■ GIVEN TASK
Copy out every line that contains the word "React".

>> Begin INFORMATION SUPPLIED

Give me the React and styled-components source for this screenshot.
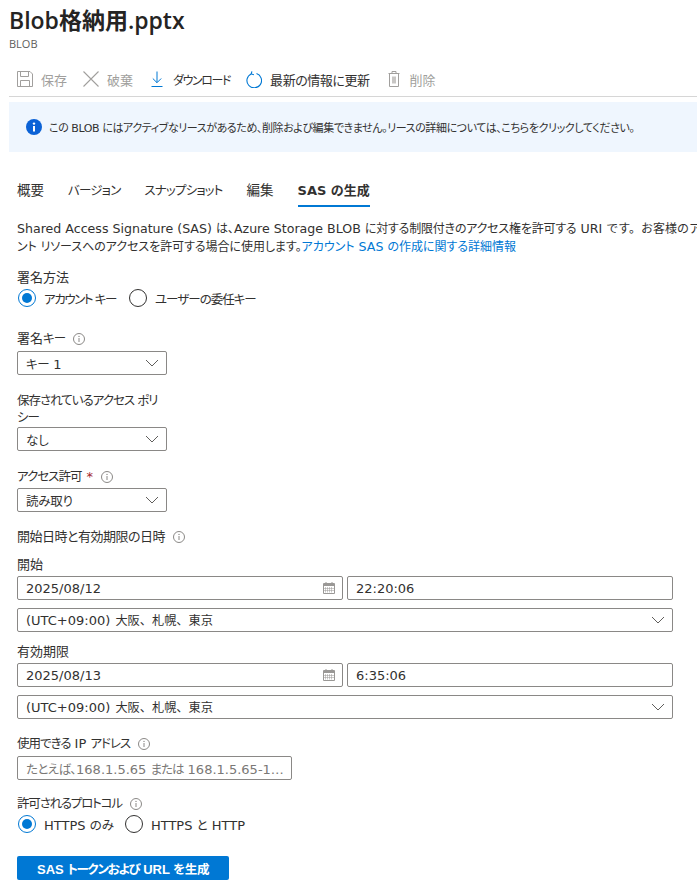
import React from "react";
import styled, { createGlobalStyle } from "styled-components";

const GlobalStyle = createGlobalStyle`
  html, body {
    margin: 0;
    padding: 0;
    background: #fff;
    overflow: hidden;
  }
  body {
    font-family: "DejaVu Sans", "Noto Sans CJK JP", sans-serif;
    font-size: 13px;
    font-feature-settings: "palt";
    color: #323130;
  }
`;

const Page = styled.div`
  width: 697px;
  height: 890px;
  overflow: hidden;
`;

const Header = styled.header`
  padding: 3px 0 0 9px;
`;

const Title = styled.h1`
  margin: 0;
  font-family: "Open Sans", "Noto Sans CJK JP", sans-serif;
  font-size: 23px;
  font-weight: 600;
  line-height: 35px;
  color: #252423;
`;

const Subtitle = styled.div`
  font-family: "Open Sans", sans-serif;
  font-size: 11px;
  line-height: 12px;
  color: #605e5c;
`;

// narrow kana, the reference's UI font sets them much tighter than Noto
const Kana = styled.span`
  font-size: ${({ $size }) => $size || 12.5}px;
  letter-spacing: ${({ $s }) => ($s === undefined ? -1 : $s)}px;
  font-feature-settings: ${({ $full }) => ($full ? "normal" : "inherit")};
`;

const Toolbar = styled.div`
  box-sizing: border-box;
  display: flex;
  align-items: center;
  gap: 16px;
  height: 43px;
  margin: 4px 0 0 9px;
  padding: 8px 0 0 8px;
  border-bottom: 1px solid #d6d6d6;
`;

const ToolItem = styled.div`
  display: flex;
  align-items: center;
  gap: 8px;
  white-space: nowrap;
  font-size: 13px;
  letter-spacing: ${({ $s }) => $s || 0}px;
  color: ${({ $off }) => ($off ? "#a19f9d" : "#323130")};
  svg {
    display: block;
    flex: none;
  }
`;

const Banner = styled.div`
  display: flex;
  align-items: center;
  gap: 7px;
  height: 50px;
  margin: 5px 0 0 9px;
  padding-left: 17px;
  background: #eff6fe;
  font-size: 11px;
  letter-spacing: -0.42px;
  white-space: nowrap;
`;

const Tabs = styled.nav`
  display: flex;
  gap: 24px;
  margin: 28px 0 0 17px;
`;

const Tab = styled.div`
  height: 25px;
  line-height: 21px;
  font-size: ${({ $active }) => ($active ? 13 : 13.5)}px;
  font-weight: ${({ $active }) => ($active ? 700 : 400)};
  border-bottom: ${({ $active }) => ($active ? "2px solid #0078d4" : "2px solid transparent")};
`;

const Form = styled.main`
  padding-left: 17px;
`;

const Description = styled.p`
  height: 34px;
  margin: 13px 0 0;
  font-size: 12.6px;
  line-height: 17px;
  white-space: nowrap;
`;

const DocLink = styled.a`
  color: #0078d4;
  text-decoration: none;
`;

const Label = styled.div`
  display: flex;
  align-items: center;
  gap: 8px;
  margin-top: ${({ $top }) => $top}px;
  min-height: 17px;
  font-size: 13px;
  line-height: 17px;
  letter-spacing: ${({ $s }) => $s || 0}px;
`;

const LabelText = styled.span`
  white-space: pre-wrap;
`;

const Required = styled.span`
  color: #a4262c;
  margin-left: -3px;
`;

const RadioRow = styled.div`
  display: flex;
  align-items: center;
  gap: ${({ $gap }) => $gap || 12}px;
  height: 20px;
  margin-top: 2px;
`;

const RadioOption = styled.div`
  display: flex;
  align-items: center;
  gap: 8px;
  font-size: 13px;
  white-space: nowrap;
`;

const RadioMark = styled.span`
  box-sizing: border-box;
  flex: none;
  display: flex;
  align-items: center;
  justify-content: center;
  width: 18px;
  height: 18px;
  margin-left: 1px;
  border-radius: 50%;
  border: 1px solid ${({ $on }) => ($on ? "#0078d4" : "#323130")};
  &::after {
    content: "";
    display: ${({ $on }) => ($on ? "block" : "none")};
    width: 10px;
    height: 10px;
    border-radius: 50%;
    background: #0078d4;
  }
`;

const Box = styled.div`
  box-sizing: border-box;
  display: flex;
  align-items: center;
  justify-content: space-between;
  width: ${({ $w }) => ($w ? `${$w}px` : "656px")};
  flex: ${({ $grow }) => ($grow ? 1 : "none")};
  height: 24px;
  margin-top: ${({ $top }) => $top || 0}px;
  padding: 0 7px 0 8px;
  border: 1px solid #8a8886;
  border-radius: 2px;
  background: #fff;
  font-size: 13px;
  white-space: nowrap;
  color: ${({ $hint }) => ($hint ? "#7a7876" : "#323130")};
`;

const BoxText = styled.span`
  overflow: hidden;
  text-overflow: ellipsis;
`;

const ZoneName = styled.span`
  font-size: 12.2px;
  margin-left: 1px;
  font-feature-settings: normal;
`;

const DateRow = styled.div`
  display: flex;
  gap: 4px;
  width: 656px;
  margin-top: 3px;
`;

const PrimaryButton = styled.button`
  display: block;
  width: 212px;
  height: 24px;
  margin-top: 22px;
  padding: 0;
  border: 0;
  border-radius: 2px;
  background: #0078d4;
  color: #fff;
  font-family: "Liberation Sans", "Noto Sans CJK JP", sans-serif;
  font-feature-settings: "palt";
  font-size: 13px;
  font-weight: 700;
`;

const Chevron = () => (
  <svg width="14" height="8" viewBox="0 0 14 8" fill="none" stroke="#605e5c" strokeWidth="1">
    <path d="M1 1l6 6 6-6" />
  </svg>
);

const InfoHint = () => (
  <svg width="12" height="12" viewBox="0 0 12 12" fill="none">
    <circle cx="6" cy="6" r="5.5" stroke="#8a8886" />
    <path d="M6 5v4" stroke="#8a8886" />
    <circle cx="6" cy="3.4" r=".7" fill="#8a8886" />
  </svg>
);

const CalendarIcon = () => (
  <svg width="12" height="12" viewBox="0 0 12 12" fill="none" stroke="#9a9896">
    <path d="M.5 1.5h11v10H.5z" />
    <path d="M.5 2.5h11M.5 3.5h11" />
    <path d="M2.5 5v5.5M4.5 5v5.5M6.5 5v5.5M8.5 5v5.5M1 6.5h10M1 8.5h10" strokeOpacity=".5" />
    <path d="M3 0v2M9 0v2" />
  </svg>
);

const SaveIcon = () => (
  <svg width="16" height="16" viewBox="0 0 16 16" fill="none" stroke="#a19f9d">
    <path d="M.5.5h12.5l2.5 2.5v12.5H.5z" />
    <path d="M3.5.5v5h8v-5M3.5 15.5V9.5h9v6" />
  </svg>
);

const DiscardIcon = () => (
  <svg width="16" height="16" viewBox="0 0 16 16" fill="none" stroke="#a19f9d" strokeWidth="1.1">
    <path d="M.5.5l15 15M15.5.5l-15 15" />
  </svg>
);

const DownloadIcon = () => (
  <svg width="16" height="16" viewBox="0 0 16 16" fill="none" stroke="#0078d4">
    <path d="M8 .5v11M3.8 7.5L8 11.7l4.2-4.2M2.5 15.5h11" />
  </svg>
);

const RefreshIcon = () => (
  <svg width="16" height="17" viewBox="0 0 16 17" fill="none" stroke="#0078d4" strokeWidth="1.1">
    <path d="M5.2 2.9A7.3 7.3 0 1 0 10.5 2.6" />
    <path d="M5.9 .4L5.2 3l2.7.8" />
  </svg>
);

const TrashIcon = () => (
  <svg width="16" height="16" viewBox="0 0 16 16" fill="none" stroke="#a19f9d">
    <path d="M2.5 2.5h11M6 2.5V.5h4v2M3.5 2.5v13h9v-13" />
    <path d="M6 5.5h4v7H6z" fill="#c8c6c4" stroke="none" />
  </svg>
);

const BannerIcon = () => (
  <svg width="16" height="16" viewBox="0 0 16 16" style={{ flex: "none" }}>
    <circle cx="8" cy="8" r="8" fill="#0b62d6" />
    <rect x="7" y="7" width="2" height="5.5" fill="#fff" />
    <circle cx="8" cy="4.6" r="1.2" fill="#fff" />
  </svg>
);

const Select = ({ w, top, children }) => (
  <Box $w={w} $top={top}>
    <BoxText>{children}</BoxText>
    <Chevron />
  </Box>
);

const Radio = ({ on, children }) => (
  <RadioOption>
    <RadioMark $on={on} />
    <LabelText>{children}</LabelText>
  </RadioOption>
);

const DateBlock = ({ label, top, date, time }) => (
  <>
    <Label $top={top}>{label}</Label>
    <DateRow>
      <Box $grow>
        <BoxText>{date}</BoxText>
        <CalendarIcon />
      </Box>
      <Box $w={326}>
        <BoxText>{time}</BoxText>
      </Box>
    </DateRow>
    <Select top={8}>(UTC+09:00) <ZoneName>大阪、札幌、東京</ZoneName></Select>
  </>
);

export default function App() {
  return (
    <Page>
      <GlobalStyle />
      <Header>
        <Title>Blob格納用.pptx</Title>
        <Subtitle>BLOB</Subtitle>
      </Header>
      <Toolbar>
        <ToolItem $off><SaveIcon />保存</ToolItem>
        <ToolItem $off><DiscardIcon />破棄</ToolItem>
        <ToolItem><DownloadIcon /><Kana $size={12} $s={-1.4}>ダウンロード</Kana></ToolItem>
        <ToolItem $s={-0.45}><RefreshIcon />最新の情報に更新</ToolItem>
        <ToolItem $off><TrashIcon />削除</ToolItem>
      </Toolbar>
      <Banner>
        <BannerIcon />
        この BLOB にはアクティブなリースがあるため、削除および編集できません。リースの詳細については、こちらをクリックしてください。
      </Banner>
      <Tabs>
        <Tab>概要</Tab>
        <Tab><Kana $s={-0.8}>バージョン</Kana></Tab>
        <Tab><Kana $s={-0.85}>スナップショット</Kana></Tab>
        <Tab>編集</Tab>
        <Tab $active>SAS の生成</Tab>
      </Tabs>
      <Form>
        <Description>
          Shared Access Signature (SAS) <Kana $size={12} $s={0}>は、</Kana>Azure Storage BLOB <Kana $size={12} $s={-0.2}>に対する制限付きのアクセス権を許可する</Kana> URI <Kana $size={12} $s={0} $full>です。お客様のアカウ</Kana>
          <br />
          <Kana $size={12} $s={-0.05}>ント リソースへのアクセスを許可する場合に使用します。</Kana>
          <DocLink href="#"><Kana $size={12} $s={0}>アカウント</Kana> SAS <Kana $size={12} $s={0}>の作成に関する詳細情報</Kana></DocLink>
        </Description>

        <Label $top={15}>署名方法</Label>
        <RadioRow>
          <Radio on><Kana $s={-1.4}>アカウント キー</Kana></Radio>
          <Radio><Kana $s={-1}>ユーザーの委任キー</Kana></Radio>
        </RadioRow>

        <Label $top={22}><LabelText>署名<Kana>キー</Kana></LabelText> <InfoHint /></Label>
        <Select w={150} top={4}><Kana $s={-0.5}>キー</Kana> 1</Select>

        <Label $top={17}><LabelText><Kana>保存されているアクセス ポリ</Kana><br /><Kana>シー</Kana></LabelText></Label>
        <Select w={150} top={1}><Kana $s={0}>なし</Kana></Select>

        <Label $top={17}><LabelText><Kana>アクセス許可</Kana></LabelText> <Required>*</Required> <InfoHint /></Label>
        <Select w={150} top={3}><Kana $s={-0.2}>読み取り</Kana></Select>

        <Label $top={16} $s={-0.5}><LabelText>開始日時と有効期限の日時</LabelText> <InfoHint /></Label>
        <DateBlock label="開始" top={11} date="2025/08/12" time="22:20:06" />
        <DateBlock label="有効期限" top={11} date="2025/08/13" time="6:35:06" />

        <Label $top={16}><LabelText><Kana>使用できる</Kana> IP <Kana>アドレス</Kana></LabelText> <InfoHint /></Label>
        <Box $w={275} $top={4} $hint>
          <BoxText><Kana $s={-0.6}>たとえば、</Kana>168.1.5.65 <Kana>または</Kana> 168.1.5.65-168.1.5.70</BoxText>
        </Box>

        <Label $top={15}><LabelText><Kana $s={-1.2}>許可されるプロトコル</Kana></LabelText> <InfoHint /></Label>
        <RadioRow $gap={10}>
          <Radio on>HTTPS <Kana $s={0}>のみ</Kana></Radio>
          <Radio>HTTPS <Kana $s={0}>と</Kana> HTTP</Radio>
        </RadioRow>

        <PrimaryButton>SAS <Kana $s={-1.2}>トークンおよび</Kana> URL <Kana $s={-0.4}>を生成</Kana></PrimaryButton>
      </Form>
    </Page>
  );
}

>> End INFORMATION SUPPLIED

■ WRITTEN REPLY
Give me the React and styled-components source for this screenshot.
import React from "react";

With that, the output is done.